RONALDO MOTA SARDENBERG (Brazil), also speaking on behalf of Argentina, said those two delegations had voted in favour on the draft on the Syrian Golan as they felt its essential aspect was linked to the illicit nature of the acquisition of land by force. The Charter of the United Nations prohibited the use or threat of force against the territorial integrity of a State. That constituted an imperative norm of international law. However, with regard to operative paragraph 6 of the text, he wished to note that the two delegations did not prejudge the content of the paragraph, especially with reference to the 4 June 1967 border. Finally, he called for the resumption of negotiations between Israel and Syria, with a view to finding a definitive solution, in conformity with the relevant Security Council resolutions, and the principle of “land for peace”.
FRISNEL AZOR (Haiti) said his delegation remained dedicated to the sacrosanct principle of self-determination. Political events were taking place in the Middle East that could re-launch the peace process. He had abstained in the votes on the Committee on the Inalienable Rights of the Palestinian People and the Division for the Palestinian Rights of the Secretariat.

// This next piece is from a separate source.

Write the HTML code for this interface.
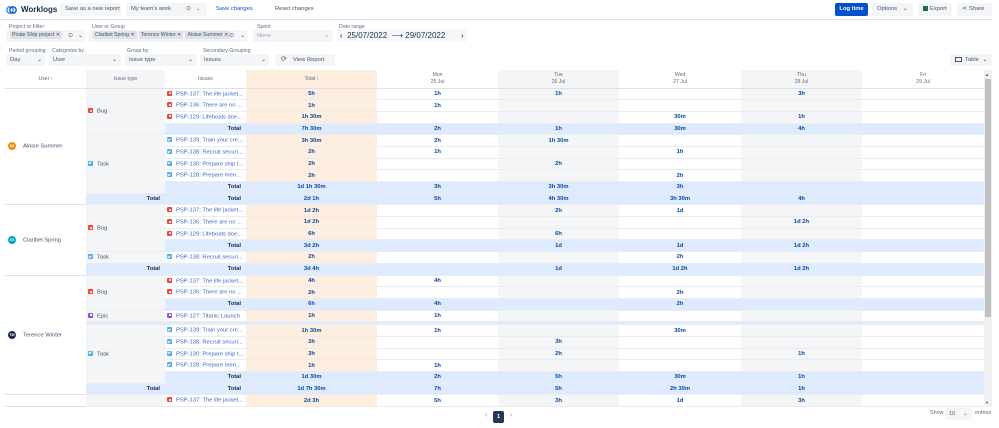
<!DOCTYPE html>
<html><head><meta charset="utf-8">
<style>
*{box-sizing:border-box;margin:0;padding:0}
body{width:999px;height:428px;overflow:hidden;background:#fff;font-family:"Liberation Sans",sans-serif;color:#172b4d;position:relative}
.a{position:absolute}
.btn{position:absolute;background:#f4f5f7;border-radius:2px;font-size:5.8px;color:#42526e;line-height:13px;height:13px;padding:0 5px;white-space:nowrap}
.lab{position:absolute;font-size:5.2px;color:#5e6c84;white-space:nowrap}
.box{position:absolute;background:#f4f5f7;border-radius:2px;height:12px;font-size:5.8px;color:#42526e;line-height:12px;padding-left:4px;white-space:nowrap}
.tag{display:inline-block;background:#dfe1e6;line-height:8px;height:8px;padding:0 2px;font-size:5.2px;border-radius:1px;margin-right:2px;vertical-align:middle}
.wrap{position:absolute;left:5px;top:70px;width:979px;height:337px;overflow:hidden}
table{border-collapse:collapse;table-layout:fixed;width:979px;font-size:5.8px}
th{height:18px;font-weight:normal;color:#5e6c84;font-size:5.2px;text-align:center;border-bottom:1px solid #dfe1e6;line-height:6.5px}
td{height:11.7px;padding:0;border-bottom:1px solid #ebecf0;text-align:center;font-weight:bold;color:#0747a6;white-space:nowrap;overflow:hidden}
.g{background:#f4f5f7}
.p{background:#fdeedf}
tr.t td{background:#deebff}
td.user{background:#fff;text-align:left;font-weight:normal;color:#42526e;padding-left:3px;vertical-align:middle;border-bottom:1px solid #dfe1e6}
td.type{background:#f4f5f7;text-align:left;font-weight:normal;color:#42526e;padding-left:2px}
td.iss{text-align:left;font-weight:normal;color:#3a67c9;padding-left:2px;background:#fff}
td.lbl{text-align:right;color:#172b4d;padding-right:5px}
.av{display:inline-block;width:8px;height:8px;border-radius:50%;color:#fff;font-size:3.5px;line-height:8px;text-align:center;margin-right:7px;vertical-align:middle;font-weight:bold}
.ic{display:inline-block;width:5px;height:5px;border-radius:1px;margin-right:4px;vertical-align:-0.5px;position:relative}
.bug{background:#e5493a}.bug:after{content:"";position:absolute;left:1.5px;top:1.5px;width:2px;height:2px;border-radius:50%;background:#fff}
.task{background:#4bade8}.task:after{content:"";position:absolute;left:1.3px;top:0.7px;width:1.2px;height:2.2px;border:solid #fff;border-width:0 0.8px 0.8px 0;transform:rotate(45deg)}
.epic{background:#904ee2}.epic:after{content:"";position:absolute;left:1.5px;top:1.5px;width:2px;height:2px;background:#fff}
</style></head><body>

<svg class="a" style="left:6px;top:5px" width="11" height="10" viewBox="0 0 11 10"><circle cx="4" cy="5" r="3.2" fill="none" stroke="#2684ff" stroke-width="1.3"/><circle cx="7" cy="5" r="3.2" fill="none" stroke="#0052cc" stroke-width="1.3"/></svg>
<div class="a" style="left:21px;top:5px;font-size:8px;font-weight:bold;color:#172b4d">Worklogs</div>
<div class="btn" style="left:60px;top:3px;width:61px">Save as a new report</div>
<div class="btn" style="left:126px;top:3px;width:81px">My team's work<span style="position:absolute;left:60px;font-size:6px">⊙</span><span style="position:absolute;left:70px;font-size:5px">⌄</span></div>
<div class="a" style="left:216px;top:6px;font-size:5.8px;color:#0052cc">Save changes</div>
<div class="a" style="left:275px;top:6px;font-size:5.8px;color:#42526e">Reset changes</div>
<div class="btn" style="left:835px;top:3px;width:33px;background:#0052cc;color:#fff;font-weight:bold;text-align:center;padding:0">Log time</div>
<div class="btn" style="left:872px;top:3px;width:41px">Options <span style="margin-left:4px">⌄</span></div>
<div class="btn" style="left:918px;top:3px;width:34px"><span style="display:inline-block;width:5px;height:5px;background:#1d7044;vertical-align:-0.5px;margin-right:2px"></span>Export</div>
<div class="btn" style="left:957px;top:3px;width:35px"><span style="font-size:6px;margin-right:2px">⋖</span>Share</div>
<div class="a" style="left:0;top:19px;width:992px;height:1px;background:#dfe1e6"></div>

<div class="lab" style="left:9px;top:24px">Project or Filter</div>
<div class="box" style="left:6px;top:30px;width:80px"><span class="tag">Pirate Ship project ✕</span><span style="position:absolute;left:62px">⊙</span><span style="position:absolute;left:72px">⌄</span></div>
<div class="lab" style="left:92px;top:24px">User or Group</div>
<div class="box" style="left:89px;top:30px;width:158px"><span class="tag">Claribel Spring ✕</span><span class="tag">Terence Winter ✕</span><span class="tag">Aloise Summer ✕</span><span style="position:absolute;left:140px">⊙</span><span style="position:absolute;left:151px">⌄</span></div>
<div class="lab" style="left:257px;top:24px">Sprint</div>
<div class="box" style="left:253px;top:30px;width:80px;color:#97a0af">None<span style="position:absolute;left:71px">⌄</span></div>
<div class="lab" style="left:339px;top:24px">Date range</div>
<div class="box" style="left:337px;top:29px;width:130px;height:13px;background:#f7f8f9;font-size:8px;color:#172b4d;line-height:13px;padding-left:3px">‹&nbsp;&nbsp;25/07/2022&nbsp;&nbsp;⟶&nbsp;29/07/2022<span style="position:absolute;left:124px">›</span></div>

<div class="lab" style="left:9px;top:48px">Period grouping</div>
<div class="box" style="left:6px;top:54px;width:39px">Day<span style="position:absolute;left:31px">⌄</span></div>
<div class="lab" style="left:52px;top:48px">Categorize by</div>
<div class="box" style="left:49px;top:54px;width:72px">User<span style="position:absolute;left:63px">⌄</span></div>
<div class="lab" style="left:127px;top:48px">Group by</div>
<div class="box" style="left:125px;top:54px;width:72px">Issue type<span style="position:absolute;left:63px">⌄</span></div>
<div class="lab" style="left:203px;top:48px">Secondary Grouping</div>
<div class="box" style="left:200px;top:54px;width:69px">Issues<span style="position:absolute;left:61px">⌄</span></div>
<div class="box" style="left:275px;top:54px;width:60px;padding-left:6px;color:#42526e"><span style="font-size:7px;margin-right:6px">⟳</span>View Report</div>
<div class="box" style="left:950px;top:54px;width:42px;padding-left:5px"><span style="display:inline-block;width:7px;height:5px;border:1px solid #42526e;vertical-align:-0.5px;margin-right:3px"></span>Table <span style="margin-left:2px">⌄</span></div>

<div class="wrap">
<table>
<colgroup><col style="width:81px"><col style="width:79px"><col style="width:81px"><col style="width:131px"><col style="width:121px"><col style="width:121px"><col style="width:122px"><col style="width:121px"><col style="width:122px"></colgroup>
<tr><th>User ⁝</th><th class="g">Issue type</th><th>Issues</th><th class="p">Total ⁝</th><th>Mon<br>25 Jul</th><th class="g">Tue<br>26 Jul</th><th>Wed<br>27 Jul</th><th class="g">Thu<br>28 Jul</th><th>Fri<br>29 Jul</th></tr>

<tr><td rowspan="10" class="user"><span class="av" style="background:#ff8b00">AS</span>Aloise Summer</td><td rowspan="4" class="type"><i class="ic bug"></i>Bug</td><td class="iss"><i class="ic bug"></i>PSP-137: The life jacket...</td><td class="p">5h</td><td>1h</td><td class="g">1h</td><td></td><td class="g">3h</td><td></td></tr>
<tr><td class="iss"><i class="ic bug"></i>PSP-136: There are no ...</td><td class="p">1h</td><td>1h</td><td class="g"></td><td></td><td class="g"></td><td></td></tr>
<tr><td class="iss"><i class="ic bug"></i>PSP-129: Lifeboats doe...</td><td class="p">1h 30m</td><td></td><td class="g"></td><td>30m</td><td class="g">1h</td><td></td></tr>
<tr class="t"><td class="lbl">Total</td><td>7h 30m</td><td>2h</td><td>1h</td><td>30m</td><td>4h</td><td></td></tr>
<tr><td rowspan="5" class="type"><i class="ic task"></i>Task</td><td class="iss"><i class="ic task"></i>PSP-139: Train your cre...</td><td class="p">3h 30m</td><td>2h</td><td class="g">1h 30m</td><td></td><td class="g"></td><td></td></tr>
<tr><td class="iss"><i class="ic task"></i>PSP-138: Recruit securi...</td><td class="p">2h</td><td>1h</td><td class="g"></td><td>1h</td><td class="g"></td><td></td></tr>
<tr><td class="iss"><i class="ic task"></i>PSP-130: Prepare ship t...</td><td class="p">2h</td><td></td><td class="g">2h</td><td></td><td class="g"></td><td></td></tr>
<tr><td class="iss"><i class="ic task"></i>PSP-128: Prepare men...</td><td class="p">2h</td><td></td><td class="g"></td><td>2h</td><td class="g"></td><td></td></tr>
<tr class="t"><td class="lbl">Total</td><td>1d 1h 30m</td><td>3h</td><td>3h 30m</td><td>3h</td><td></td><td></td></tr>
<tr class="t"><td class="lbl">Total</td><td class="lbl">Total</td><td>2d 1h</td><td>5h</td><td>4h 30m</td><td>3h 30m</td><td>4h</td><td></td></tr>

<tr><td rowspan="6" class="user"><span class="av" style="background:#00a3bf">CS</span>Claribel Spring</td><td rowspan="4" class="type"><i class="ic bug"></i>Bug</td><td class="iss"><i class="ic bug"></i>PSP-137: The life jacket...</td><td class="p">1d 2h</td><td></td><td class="g">2h</td><td>1d</td><td class="g"></td><td></td></tr>
<tr><td class="iss"><i class="ic bug"></i>PSP-136: There are no ...</td><td class="p">1d 2h</td><td></td><td class="g"></td><td></td><td class="g">1d 2h</td><td></td></tr>
<tr><td class="iss"><i class="ic bug"></i>PSP-129: Lifeboats doe...</td><td class="p">6h</td><td></td><td class="g">6h</td><td></td><td class="g"></td><td></td></tr>
<tr class="t"><td class="lbl">Total</td><td>3d 2h</td><td></td><td>1d</td><td>1d</td><td>1d 2h</td><td></td></tr>
<tr><td class="type"><i class="ic task"></i>Task</td><td class="iss"><i class="ic task"></i>PSP-138: Recruit securi...</td><td class="p">2h</td><td></td><td class="g"></td><td>2h</td><td class="g"></td><td></td></tr>
<tr class="t"><td class="lbl">Total</td><td class="lbl">Total</td><td>3d 4h</td><td></td><td>1d</td><td>1d 2h</td><td>1d 2h</td><td></td></tr>

<tr><td rowspan="11" class="user"><span class="av" style="background:#172b4d">TW</span>Terence Winter</td><td rowspan="3" class="type"><i class="ic bug"></i>Bug</td><td class="iss"><i class="ic bug"></i>PSP-137: The life jacket...</td><td class="p">4h</td><td>4h</td><td class="g"></td><td></td><td class="g"></td><td></td></tr>
<tr><td class="iss"><i class="ic bug"></i>PSP-136: There are no ...</td><td class="p">2h</td><td></td><td class="g"></td><td>2h</td><td class="g"></td><td></td></tr>
<tr class="t"><td class="lbl">Total</td><td>6h</td><td>4h</td><td></td><td>2h</td><td></td><td></td></tr>
<tr><td class="type"><i class="ic epic"></i>Epic</td><td class="iss"><i class="ic epic"></i>PSP-127: Titanic Launch</td><td class="p">1h</td><td>1h</td><td class="g"></td><td></td><td class="g"></td><td></td></tr>
<tr class="t" style="height:3px"><td colspan="8" style="height:3px"></td></tr>
<tr><td rowspan="5" class="type"><i class="ic task"></i>Task</td><td class="iss"><i class="ic task"></i>PSP-139: Train your cre...</td><td class="p">1h 30m</td><td>1h</td><td class="g"></td><td>30m</td><td class="g"></td><td></td></tr>
<tr><td class="iss"><i class="ic task"></i>PSP-138: Recruit securi...</td><td class="p">3h</td><td></td><td class="g">3h</td><td></td><td class="g"></td><td></td></tr>
<tr><td class="iss"><i class="ic task"></i>PSP-130: Prepare ship t...</td><td class="p">3h</td><td></td><td class="g">2h</td><td></td><td class="g">1h</td><td></td></tr>
<tr><td class="iss"><i class="ic task"></i>PSP-128: Prepare men...</td><td class="p">1h</td><td>1h</td><td class="g"></td><td></td><td class="g"></td><td></td></tr>
<tr class="t"><td class="lbl">Total</td><td>1d 30m</td><td>2h</td><td>5h</td><td>30m</td><td>1h</td><td></td></tr>
<tr class="t"><td class="lbl">Total</td><td class="lbl">Total</td><td>1d 7h 30m</td><td>7h</td><td>5h</td><td>2h 30m</td><td>1h</td><td></td></tr>

<tr><td class="user"></td><td class="type"></td><td class="iss"><i class="ic bug"></i>PSP-137: The life jacket...</td><td class="p">2d 3h</td><td>5h</td><td class="g">3h</td><td>1d</td><td class="g">3h</td><td></td></tr>
<tr><td class="user"></td><td class="type"></td><td class="iss"></td><td class="p"></td><td></td><td class="g"></td><td></td><td class="g"></td><td></td></tr>
</table>
</div>

<div class="a" style="left:984px;top:70px;width:8px;height:337px;background:#f1f1f1"></div>
<div class="a" style="left:985px;top:79px;width:6px;height:238px;background:#c1c1c1"></div>
<div class="a" style="left:985px;top:72px;font-size:4px;color:#505050">▲</div>
<div class="a" style="left:985px;top:400px;font-size:4px;color:#505050">▼</div>

<div class="a" style="left:485px;top:412px;font-size:7px;color:#97a0af">‹</div>
<div class="a" style="left:493px;top:411px;width:11px;height:12px;background:#253858;border-radius:2px;color:#fff;font-size:5.5px;line-height:12px;text-align:center;font-weight:bold">1</div>
<div class="a" style="left:510px;top:412px;font-size:7px;color:#97a0af">›</div>
<div class="a" style="left:930px;top:410px;font-size:5.4px;color:#5e6c84">Show</div>
<div class="a" style="left:945px;top:408px;width:27px;height:12px;background:#f4f5f7;border-radius:2px;font-size:5.4px;color:#42526e;line-height:12px;padding-left:4px">10<span style="position:absolute;left:18px">⌄</span></div>
<div class="a" style="left:975px;top:410px;font-size:5.4px;color:#5e6c84">entries</div>
</body></html>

In a general statement, NASSER AL-KIDWA, Observer of Palestine, expressed his appreciation at the overwhelming adoption of the resolutions on the question of Palestine and the situation in the Middle East. All the texts -– as well as the outcome of today’s votes — were expressions of the international community’s deep concern for the current situation of the Palestinian people. While he regretted the negative vote of Canada on one of the texts, that action had not taken away from the generally positive reception with which the majority of the texts had been received. His delegation had sought to present clear language and principles in all the texts, which aimed to uphold international law and apply the will of the international community.